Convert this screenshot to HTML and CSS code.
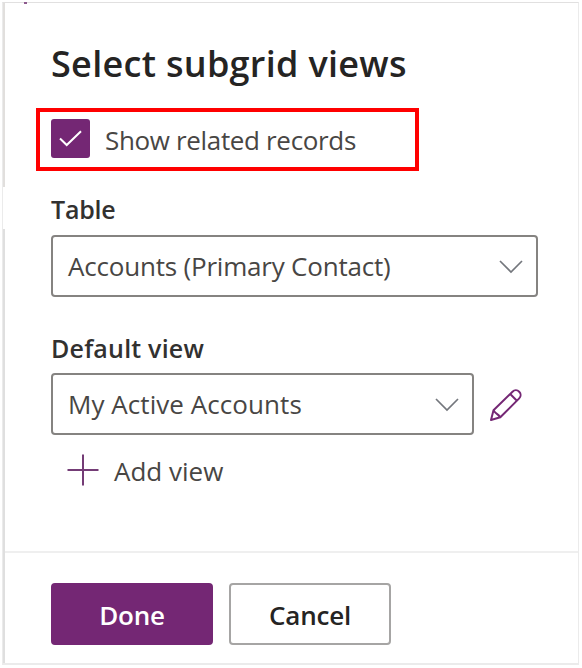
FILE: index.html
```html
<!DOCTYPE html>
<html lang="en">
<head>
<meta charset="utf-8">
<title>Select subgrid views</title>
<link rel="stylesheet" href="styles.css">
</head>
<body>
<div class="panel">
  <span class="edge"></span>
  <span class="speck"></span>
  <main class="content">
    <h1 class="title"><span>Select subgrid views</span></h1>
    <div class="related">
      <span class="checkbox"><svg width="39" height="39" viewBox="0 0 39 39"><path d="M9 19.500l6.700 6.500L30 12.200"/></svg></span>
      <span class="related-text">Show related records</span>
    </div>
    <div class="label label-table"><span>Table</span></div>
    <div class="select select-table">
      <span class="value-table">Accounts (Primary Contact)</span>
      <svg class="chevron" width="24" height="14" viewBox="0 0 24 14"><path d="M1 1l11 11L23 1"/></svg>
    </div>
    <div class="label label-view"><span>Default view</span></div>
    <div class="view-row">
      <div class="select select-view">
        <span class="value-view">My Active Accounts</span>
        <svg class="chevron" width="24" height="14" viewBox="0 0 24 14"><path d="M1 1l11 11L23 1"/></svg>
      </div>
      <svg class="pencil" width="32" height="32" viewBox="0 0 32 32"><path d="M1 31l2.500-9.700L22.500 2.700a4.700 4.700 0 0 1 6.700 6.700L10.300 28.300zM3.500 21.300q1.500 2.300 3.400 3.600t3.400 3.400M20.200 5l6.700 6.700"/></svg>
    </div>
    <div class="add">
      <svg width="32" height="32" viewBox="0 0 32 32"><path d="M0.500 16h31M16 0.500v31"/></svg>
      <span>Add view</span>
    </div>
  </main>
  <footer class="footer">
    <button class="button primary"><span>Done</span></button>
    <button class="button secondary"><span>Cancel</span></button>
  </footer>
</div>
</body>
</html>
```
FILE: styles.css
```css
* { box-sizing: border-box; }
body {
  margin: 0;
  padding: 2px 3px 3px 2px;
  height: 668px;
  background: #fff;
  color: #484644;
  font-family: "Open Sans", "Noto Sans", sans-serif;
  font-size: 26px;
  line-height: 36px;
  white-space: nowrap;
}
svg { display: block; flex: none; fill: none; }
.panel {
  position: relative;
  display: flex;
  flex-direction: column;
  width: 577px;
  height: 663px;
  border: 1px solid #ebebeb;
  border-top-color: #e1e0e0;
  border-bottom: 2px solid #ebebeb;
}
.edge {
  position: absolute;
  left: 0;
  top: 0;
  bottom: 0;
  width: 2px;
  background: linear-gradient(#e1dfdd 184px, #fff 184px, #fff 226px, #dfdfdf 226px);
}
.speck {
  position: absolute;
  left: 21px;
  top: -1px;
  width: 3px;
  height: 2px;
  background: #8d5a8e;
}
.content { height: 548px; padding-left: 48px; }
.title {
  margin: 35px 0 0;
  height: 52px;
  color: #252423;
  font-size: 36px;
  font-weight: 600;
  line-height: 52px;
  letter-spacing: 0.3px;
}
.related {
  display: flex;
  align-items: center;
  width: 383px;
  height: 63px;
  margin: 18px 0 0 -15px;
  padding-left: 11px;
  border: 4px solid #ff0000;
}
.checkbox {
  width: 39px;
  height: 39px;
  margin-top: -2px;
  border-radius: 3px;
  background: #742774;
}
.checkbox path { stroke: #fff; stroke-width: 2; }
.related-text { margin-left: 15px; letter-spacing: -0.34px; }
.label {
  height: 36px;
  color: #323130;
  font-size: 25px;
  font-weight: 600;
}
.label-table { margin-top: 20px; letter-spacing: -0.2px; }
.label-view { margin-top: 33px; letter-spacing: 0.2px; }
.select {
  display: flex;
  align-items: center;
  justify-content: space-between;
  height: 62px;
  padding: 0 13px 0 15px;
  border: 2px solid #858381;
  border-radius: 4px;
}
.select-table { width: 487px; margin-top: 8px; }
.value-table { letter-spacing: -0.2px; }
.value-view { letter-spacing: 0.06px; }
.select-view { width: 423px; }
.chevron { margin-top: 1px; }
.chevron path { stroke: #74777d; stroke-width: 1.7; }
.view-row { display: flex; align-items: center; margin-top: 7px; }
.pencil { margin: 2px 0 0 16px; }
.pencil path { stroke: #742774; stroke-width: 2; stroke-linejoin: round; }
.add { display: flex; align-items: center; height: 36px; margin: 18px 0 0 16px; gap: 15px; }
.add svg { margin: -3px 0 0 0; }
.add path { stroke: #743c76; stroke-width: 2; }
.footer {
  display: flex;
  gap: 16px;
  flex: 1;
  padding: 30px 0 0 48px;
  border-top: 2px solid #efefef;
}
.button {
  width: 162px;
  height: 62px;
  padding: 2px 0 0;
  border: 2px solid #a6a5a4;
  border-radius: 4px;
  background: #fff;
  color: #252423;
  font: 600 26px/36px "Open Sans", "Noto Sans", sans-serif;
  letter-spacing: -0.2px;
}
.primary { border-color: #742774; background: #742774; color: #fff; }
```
= = = = =
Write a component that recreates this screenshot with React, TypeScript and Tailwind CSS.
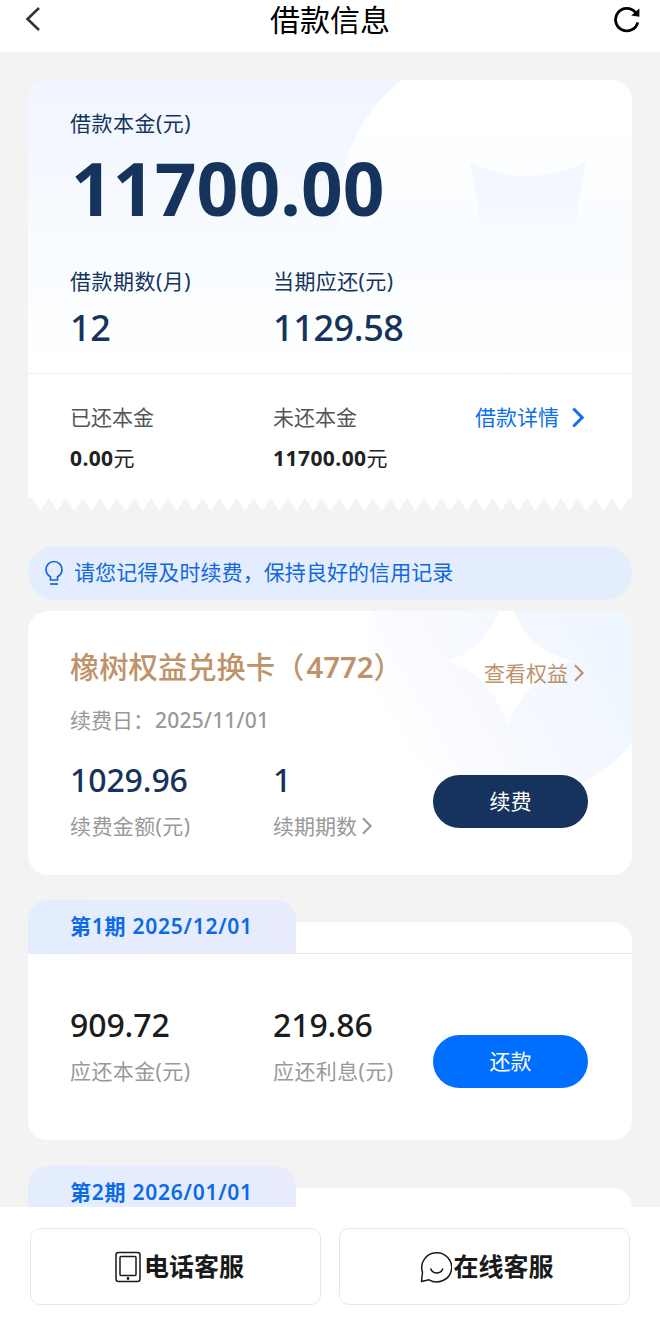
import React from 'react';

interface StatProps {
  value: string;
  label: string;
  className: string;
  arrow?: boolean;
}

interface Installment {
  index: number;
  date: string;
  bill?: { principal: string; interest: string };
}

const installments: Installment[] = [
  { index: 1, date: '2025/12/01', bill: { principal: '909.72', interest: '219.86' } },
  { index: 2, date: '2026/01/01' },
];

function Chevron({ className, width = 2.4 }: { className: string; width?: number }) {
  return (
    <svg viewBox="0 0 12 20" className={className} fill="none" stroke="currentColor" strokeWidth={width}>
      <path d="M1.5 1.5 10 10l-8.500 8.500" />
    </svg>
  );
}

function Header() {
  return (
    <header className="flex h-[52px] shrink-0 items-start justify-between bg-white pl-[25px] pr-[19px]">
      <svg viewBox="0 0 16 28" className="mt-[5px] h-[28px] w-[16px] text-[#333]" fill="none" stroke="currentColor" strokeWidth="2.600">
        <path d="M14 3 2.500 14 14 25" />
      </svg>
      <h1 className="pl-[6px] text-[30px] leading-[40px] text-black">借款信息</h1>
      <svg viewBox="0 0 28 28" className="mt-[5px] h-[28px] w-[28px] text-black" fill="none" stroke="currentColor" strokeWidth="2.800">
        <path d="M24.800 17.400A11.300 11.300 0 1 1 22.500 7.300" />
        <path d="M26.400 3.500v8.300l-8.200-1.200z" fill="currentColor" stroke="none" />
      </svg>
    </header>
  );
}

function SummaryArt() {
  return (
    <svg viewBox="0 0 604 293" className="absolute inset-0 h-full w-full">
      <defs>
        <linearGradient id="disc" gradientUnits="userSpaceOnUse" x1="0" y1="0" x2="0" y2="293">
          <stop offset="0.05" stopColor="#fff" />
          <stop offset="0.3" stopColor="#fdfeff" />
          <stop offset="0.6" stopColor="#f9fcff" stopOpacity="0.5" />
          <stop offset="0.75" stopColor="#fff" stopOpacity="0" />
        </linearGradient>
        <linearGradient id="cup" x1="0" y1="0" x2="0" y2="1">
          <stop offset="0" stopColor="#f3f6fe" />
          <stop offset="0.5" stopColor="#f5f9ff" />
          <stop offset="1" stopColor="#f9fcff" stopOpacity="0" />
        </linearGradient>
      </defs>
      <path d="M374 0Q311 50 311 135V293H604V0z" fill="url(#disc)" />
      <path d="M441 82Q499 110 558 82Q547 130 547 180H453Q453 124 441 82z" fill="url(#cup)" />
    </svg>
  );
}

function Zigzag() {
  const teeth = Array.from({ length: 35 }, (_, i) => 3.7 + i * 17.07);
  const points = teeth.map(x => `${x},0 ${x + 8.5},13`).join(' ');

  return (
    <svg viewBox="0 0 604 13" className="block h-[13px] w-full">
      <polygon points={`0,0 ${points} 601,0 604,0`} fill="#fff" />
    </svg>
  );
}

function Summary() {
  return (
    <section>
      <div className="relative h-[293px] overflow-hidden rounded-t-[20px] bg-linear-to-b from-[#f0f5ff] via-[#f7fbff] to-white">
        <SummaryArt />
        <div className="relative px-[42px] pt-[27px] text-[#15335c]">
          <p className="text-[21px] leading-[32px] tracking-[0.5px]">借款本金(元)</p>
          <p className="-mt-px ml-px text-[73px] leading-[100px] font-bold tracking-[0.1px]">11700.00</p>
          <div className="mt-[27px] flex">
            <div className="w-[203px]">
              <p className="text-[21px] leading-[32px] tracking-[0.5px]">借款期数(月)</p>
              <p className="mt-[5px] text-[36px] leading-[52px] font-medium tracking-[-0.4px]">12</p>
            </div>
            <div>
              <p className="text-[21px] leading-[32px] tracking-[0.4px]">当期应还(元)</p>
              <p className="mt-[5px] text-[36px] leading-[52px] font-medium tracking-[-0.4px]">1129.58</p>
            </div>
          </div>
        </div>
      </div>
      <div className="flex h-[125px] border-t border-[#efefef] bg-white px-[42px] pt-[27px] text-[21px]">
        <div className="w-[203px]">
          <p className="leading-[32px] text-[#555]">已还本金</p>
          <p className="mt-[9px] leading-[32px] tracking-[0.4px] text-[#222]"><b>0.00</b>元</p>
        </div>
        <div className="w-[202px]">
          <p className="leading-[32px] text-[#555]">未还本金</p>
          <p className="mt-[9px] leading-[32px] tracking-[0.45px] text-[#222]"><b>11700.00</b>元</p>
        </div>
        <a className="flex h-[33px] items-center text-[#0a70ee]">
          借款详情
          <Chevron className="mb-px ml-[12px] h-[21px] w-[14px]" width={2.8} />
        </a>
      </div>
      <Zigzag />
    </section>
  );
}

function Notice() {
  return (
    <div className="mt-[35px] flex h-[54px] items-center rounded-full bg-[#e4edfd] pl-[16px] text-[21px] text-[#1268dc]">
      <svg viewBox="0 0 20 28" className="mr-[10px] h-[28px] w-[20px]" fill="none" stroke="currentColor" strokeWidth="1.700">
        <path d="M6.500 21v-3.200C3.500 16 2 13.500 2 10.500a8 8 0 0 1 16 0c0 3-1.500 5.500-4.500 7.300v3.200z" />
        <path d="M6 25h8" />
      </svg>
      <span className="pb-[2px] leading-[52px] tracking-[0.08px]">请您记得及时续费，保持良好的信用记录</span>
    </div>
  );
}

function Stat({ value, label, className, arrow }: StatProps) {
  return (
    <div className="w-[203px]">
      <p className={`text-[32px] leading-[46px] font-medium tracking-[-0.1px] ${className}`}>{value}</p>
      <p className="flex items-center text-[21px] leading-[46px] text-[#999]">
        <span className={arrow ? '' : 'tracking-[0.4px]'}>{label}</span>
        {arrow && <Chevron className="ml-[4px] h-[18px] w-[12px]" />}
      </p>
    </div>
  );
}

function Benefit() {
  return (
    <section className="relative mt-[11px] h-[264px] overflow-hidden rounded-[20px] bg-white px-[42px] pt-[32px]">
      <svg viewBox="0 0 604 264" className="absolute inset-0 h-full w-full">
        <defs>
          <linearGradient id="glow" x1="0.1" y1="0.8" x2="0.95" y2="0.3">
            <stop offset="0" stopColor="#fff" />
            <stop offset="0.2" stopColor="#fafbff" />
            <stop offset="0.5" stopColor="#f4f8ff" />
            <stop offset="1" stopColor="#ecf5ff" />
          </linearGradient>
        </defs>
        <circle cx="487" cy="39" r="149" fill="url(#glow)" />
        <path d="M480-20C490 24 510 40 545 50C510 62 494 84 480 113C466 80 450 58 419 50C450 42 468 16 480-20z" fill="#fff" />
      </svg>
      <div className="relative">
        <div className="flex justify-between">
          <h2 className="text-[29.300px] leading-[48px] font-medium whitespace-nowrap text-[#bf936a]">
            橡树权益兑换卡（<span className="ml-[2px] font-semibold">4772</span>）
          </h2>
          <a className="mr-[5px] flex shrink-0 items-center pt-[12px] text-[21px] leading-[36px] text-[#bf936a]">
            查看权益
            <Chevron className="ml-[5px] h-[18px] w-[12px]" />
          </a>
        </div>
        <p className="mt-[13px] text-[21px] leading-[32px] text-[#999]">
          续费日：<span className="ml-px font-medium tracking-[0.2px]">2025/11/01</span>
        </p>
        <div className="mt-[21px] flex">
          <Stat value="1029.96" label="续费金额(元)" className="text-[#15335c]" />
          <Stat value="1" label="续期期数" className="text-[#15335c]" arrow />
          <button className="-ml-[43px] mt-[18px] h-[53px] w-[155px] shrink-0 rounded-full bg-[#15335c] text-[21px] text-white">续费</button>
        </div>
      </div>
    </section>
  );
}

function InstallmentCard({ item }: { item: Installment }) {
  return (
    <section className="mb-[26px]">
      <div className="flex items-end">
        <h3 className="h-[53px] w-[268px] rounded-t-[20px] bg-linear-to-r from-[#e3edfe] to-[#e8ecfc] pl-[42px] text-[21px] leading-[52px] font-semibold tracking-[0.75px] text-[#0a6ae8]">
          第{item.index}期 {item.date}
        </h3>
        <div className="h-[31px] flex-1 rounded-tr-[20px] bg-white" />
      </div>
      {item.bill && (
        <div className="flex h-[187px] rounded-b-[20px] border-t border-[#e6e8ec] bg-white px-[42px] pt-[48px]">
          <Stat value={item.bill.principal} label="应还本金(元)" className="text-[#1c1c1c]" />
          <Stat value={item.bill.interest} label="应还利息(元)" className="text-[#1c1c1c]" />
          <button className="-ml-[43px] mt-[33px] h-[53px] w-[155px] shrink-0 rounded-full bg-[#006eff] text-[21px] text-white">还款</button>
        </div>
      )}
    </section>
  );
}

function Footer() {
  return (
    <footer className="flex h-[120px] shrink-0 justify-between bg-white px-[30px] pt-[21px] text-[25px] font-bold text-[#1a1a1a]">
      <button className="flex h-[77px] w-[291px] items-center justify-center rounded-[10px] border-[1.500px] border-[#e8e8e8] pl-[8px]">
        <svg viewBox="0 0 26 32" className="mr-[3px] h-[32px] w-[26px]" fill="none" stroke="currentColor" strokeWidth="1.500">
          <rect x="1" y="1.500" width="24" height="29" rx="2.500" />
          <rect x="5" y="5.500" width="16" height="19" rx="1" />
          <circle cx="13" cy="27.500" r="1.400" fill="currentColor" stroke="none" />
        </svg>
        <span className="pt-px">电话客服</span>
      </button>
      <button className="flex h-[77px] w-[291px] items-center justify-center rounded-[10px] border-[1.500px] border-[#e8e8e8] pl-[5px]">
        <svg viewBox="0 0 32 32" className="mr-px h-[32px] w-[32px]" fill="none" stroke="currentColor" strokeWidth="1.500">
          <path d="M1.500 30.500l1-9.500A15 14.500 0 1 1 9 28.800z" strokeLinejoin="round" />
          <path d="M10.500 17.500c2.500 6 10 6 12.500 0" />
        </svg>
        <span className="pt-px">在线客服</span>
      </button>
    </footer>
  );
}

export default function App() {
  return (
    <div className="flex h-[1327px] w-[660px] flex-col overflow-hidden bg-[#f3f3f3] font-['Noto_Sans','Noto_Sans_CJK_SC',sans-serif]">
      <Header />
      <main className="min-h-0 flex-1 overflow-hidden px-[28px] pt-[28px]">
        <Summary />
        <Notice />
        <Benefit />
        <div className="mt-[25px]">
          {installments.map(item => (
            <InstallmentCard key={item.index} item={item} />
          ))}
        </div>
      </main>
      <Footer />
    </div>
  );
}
= = = = =
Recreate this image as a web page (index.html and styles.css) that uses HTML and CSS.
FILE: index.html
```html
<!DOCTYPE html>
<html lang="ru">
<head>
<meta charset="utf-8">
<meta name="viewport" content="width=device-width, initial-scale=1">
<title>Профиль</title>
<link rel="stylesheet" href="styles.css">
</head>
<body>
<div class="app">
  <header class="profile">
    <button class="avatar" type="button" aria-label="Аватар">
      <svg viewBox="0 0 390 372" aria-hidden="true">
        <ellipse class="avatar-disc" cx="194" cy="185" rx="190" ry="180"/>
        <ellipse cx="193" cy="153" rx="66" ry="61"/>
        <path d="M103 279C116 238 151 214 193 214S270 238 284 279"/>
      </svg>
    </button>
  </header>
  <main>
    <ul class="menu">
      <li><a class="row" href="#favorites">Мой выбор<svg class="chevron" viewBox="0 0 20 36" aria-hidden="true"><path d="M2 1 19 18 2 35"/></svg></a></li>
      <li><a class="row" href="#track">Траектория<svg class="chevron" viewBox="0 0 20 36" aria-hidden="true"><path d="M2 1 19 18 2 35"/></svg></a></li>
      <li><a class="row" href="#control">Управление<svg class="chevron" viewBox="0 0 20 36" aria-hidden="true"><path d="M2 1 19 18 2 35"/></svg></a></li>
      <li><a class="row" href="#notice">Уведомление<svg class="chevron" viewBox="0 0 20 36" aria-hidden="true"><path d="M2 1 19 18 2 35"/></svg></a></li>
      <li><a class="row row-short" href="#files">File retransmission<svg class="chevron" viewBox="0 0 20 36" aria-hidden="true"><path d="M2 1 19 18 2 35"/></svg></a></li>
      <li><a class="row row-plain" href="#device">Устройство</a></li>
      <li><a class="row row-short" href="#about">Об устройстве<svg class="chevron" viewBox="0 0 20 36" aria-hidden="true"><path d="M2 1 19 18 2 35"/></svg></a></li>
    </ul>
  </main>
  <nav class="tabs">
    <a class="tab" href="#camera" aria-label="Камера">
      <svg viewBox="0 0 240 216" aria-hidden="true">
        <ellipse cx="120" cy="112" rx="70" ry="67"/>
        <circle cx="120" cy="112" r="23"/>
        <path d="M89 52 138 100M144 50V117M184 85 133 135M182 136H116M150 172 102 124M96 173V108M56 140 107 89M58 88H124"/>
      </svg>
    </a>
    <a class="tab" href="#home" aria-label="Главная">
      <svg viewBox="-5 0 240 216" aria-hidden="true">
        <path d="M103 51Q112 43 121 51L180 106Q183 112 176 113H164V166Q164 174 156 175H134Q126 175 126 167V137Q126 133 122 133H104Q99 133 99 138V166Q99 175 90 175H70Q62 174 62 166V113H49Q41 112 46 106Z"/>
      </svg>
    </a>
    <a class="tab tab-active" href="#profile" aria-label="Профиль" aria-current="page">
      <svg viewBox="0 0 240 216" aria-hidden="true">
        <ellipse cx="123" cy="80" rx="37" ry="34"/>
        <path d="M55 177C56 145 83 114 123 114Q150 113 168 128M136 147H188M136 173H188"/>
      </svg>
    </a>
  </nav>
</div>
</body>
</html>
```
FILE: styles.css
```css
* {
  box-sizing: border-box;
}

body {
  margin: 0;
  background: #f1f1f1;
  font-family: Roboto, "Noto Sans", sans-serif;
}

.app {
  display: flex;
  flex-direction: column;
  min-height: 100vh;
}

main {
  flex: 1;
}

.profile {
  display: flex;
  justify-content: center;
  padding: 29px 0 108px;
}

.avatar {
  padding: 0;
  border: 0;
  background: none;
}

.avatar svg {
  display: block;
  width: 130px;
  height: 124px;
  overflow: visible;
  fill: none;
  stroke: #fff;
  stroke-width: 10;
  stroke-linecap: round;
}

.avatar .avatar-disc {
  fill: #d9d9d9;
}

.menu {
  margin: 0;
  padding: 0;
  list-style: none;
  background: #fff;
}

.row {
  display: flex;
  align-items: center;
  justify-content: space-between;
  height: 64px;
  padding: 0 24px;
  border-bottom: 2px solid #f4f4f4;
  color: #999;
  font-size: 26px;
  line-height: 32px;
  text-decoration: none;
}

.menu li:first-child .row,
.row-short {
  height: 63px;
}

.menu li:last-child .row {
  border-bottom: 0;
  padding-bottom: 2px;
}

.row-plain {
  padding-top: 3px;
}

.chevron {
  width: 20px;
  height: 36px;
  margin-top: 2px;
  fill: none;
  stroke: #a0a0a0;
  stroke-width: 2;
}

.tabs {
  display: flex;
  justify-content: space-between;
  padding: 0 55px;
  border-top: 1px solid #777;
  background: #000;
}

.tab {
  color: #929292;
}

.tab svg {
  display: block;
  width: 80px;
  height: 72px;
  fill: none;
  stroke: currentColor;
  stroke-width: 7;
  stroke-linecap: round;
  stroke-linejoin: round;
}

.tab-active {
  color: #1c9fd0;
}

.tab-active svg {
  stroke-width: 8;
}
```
= = = = =
Given problem
Check each line above for the word "page", and copy the lines where it appears.

Response to this exercise
Recreate this image as a web page (index.html and styles.css) that uses HTML and CSS.
    <a class="tab tab-active" href="#profile" aria-label="Профиль" aria-current="page">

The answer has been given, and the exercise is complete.